__To be done__:
In the listing below, locate the line containing "Clone this table" and the line containing "156, 152, 142];". Output both of them and every line between, exactly as written, and nothing more.

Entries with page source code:
........

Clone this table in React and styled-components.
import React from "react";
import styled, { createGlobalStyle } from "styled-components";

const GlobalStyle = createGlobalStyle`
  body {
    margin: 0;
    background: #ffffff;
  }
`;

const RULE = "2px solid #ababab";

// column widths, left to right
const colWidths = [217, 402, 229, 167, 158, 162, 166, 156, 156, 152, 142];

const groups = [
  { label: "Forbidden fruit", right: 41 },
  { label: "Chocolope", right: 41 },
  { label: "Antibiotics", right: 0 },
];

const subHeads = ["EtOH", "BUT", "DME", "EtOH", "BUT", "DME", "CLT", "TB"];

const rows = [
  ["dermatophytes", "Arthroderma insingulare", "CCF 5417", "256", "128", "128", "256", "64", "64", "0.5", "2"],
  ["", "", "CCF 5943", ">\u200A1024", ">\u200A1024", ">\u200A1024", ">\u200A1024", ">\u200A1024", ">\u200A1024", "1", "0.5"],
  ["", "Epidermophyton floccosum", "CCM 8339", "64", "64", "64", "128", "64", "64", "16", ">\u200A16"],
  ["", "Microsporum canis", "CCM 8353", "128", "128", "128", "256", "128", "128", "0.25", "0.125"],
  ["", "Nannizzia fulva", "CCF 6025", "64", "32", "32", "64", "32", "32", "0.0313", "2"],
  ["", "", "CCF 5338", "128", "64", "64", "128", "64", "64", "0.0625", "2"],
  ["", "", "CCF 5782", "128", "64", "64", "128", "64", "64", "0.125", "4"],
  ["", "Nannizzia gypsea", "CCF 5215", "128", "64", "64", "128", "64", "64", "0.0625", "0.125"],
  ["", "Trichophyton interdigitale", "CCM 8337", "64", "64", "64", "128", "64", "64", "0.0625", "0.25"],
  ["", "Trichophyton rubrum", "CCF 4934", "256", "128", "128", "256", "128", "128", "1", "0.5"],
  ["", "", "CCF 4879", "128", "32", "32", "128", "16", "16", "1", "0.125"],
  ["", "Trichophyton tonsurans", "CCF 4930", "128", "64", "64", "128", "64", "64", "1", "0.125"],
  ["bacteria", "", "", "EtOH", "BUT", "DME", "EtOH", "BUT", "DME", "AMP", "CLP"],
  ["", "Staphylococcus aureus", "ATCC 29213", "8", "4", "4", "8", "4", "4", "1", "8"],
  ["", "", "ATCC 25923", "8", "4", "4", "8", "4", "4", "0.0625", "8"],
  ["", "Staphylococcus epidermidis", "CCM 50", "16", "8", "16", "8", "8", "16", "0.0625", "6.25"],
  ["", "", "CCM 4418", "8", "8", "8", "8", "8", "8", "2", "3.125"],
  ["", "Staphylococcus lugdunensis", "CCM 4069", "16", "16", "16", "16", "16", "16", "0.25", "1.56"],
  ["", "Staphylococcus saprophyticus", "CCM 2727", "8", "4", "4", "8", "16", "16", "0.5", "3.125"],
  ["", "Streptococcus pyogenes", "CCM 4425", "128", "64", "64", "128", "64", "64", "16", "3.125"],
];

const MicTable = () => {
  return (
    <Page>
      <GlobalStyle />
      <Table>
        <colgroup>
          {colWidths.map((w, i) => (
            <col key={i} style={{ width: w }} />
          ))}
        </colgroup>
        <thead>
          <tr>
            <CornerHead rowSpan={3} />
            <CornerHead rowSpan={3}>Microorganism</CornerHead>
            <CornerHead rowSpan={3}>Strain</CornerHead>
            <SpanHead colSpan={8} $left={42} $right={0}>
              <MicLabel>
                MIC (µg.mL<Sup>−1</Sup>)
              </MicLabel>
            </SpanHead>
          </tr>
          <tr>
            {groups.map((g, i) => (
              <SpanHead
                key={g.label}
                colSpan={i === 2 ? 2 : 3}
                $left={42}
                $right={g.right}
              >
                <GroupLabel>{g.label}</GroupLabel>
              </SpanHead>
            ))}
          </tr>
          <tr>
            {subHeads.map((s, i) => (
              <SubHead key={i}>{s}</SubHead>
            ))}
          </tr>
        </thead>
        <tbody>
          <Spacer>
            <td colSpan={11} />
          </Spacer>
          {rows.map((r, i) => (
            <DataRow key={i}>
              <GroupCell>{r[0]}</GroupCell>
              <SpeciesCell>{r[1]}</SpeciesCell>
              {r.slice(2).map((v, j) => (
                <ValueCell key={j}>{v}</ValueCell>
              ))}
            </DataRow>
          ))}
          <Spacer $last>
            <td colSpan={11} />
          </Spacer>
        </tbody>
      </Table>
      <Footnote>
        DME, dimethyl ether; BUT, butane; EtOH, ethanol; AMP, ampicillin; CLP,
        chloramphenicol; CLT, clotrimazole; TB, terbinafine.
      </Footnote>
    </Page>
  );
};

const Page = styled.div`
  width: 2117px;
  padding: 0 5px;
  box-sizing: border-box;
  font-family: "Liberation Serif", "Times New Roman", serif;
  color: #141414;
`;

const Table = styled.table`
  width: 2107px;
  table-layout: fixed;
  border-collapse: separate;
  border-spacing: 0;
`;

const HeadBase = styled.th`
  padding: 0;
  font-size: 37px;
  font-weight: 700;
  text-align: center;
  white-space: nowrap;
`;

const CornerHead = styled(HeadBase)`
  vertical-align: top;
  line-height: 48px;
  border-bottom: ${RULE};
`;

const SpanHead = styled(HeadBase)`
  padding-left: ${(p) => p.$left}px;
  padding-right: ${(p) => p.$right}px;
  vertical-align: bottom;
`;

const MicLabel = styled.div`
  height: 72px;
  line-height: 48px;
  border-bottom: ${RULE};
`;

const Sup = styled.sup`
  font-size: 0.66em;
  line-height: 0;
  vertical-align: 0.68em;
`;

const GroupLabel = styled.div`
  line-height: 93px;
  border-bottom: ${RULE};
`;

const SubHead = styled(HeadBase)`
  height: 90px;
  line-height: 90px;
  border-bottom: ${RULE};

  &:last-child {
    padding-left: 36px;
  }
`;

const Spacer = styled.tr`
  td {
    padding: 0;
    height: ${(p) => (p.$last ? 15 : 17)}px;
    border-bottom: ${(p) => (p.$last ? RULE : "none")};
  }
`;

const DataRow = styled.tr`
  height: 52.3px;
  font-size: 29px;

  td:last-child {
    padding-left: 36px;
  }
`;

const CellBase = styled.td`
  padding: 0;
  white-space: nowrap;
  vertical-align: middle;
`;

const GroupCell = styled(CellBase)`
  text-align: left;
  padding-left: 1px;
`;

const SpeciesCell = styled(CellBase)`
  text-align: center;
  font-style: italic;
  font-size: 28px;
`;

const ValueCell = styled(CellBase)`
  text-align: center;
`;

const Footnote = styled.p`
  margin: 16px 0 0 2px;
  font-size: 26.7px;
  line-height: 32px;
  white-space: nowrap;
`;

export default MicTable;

........

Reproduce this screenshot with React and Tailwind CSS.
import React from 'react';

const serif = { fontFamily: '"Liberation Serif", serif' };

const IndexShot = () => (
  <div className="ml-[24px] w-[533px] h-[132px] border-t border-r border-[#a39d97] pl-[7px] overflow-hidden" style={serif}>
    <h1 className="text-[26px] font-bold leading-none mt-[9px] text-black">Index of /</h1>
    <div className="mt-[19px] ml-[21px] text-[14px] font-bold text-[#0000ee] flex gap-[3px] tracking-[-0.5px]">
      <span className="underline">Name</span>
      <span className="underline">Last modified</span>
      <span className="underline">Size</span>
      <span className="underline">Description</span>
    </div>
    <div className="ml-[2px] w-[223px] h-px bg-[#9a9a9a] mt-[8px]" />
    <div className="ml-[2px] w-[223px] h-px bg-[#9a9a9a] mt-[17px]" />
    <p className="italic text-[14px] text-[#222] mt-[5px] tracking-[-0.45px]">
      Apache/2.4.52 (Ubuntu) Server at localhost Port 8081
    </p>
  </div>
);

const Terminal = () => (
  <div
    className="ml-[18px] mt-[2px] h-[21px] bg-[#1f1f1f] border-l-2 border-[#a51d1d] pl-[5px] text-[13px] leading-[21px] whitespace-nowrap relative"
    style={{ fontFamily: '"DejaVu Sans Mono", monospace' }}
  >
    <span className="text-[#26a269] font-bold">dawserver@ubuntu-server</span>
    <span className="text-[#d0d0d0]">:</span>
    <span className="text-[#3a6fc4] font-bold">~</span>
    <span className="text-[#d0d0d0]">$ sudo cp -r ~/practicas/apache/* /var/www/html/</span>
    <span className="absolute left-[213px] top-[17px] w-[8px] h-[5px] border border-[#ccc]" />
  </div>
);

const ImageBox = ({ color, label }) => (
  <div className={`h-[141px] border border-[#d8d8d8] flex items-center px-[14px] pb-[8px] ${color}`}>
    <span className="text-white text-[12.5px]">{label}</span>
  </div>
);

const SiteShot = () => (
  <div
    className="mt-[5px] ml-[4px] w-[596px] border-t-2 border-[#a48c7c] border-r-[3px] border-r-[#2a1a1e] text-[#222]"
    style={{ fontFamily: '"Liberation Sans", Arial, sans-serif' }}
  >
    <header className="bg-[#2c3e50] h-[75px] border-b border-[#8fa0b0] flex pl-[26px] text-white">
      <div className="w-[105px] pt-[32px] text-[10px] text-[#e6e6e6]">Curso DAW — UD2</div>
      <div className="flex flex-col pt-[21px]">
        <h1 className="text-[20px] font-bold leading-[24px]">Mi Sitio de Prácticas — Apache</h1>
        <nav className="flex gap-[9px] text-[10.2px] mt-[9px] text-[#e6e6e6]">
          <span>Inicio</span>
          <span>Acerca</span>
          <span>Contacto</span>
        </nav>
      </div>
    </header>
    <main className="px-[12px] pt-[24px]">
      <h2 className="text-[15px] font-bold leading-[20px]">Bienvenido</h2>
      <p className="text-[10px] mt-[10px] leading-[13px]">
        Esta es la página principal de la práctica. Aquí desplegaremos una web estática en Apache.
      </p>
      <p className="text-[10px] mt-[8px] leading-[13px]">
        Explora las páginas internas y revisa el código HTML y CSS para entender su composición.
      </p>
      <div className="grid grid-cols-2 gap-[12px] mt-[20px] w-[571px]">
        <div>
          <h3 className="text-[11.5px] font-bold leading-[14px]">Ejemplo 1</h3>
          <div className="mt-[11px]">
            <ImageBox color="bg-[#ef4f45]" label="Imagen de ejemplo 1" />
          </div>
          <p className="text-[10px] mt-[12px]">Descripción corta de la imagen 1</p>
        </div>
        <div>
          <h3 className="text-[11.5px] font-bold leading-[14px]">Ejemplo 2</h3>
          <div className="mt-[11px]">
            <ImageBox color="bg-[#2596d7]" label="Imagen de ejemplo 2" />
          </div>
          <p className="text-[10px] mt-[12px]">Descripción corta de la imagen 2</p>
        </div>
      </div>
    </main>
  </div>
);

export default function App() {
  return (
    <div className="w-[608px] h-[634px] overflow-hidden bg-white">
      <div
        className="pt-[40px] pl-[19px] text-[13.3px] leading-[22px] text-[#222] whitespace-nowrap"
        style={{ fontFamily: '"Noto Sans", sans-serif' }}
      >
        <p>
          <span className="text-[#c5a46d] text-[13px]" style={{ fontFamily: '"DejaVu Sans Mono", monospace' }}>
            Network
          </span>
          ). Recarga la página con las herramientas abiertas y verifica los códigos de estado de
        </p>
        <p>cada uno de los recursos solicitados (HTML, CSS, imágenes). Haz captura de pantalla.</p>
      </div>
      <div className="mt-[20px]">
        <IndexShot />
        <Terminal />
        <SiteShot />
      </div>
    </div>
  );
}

........

__Task solution__:
Clone this table in React and styled-components.
import React from "react";
import styled, { createGlobalStyle } from "styled-components";

const GlobalStyle = createGlobalStyle`
  body {
    margin: 0;
    background: #ffffff;
  }
`;

const RULE = "2px solid #ababab";

// column widths, left to right
const colWidths = [217, 402, 229, 167, 158, 162, 166, 156, 156, 152, 142];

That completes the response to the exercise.